23. In de zaak met zaaknummer UTR 21/1847 heeft verweerder eiser bij brief van 22 oktober 2020 verzocht om nadere gegevens over te leggen, waaronder de afwijzing van de verzoeken om ontheffing van de betaling van het griffierecht en een volledig ingevuld aanvraagformulier. Eiser heeft niet gereageerd op deze brief, waarna verweerder de aanvraag niet in behandeling heeft genomen. De rechtbank stelt vast dat eiser niet de gevraagde gegevens/informatie heeft overgelegd, terwijl dit essentieel is om deze aanvraag te kunnen beoordelen. In bezwaar heeft eiser niet alsnog de benodigde gegevens overgelegd, zodat verweerder naar het oordeel van de rechtbank terecht het bezwaar ongegrond heeft verklaard.
24. In de zaak met zaaknummer UTR 21/3659 heeft eiser verzocht om toekenning van een voorlopige voorziening in negen zaken waarin de aanvragen om bijzondere bijstand voor kosten van griffierecht niet in behandeling zijn genomen, omdat eiser niet alle gevraagde gegevens heeft overgelegd. De rechtbank overweegt dat in de zaken waar het gaat om aanvragen die hebben geleid tot een besluit van 16 juli 2021, waartegen op 24 augustus 2021 bezwaar is gemaakt, bijzondere bijstand voor de kosten van griffierecht is gevraagd voor zaken waarin door de rechtbank op 7 oktober 2021 vrijstelling is verleend. Het bezwaar van 24 augustus 2021 heeft reeds daarom geen redelijke kans van slagen.
Over het bezwaar van 30 augustus 2021 tegen de besluiten van 28 augustus 2021 overweegt de rechtbank als volgt. In één van de onderliggende zaken is door de rechtbank op 7 oktober 2021 vrijstelling verleend, zodat in die zaak het bezwaar geen redelijke kans van slagen heeft. In de andere zaken heeft eiser tot op heden niet alle informatie overgelegd die relevant is voor de beoordeling van de aanvraag, zodat de rechtbank ook in die zaken voorlopig van oordeel is dat het bezwaar tegen die besluiten geen redelijke kans van slagen heeft.

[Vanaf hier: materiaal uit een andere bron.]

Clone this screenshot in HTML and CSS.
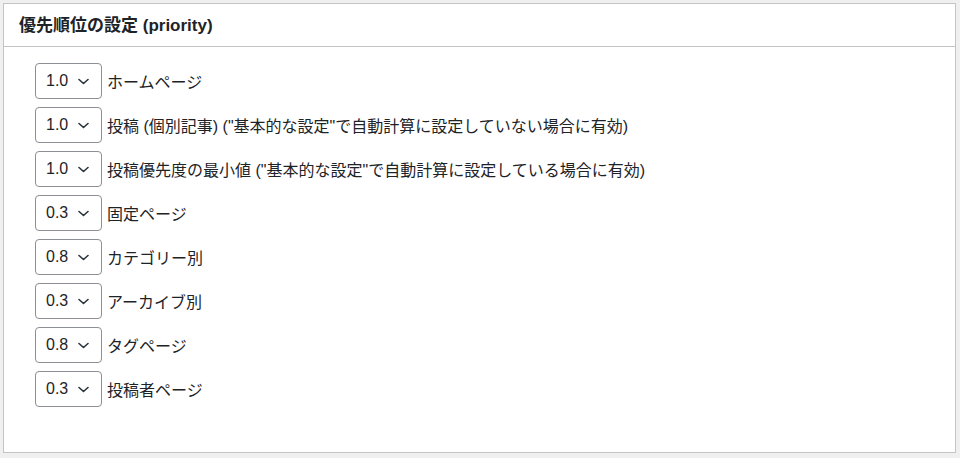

25. Concluderend komt de rechtbank in al deze zaken tot het oordeel dat verweerder de aanvragen terecht heeft afgewezen, dan wel niet in behandeling heeft genomen.
25. De beroepen met zaaknummers UTR 20/3926, UTR 21/3470, UTR 21/3472, UTR 21/3473, UTR 21/1847, UTR 21/1949 zijn daarom ongegrond en het verzoek om een voorlopige voorziening met zaaknummer UTR 21/3659 wordt afgewezen. Voor een proceskostenveroordeling bestaat geen aanleiding.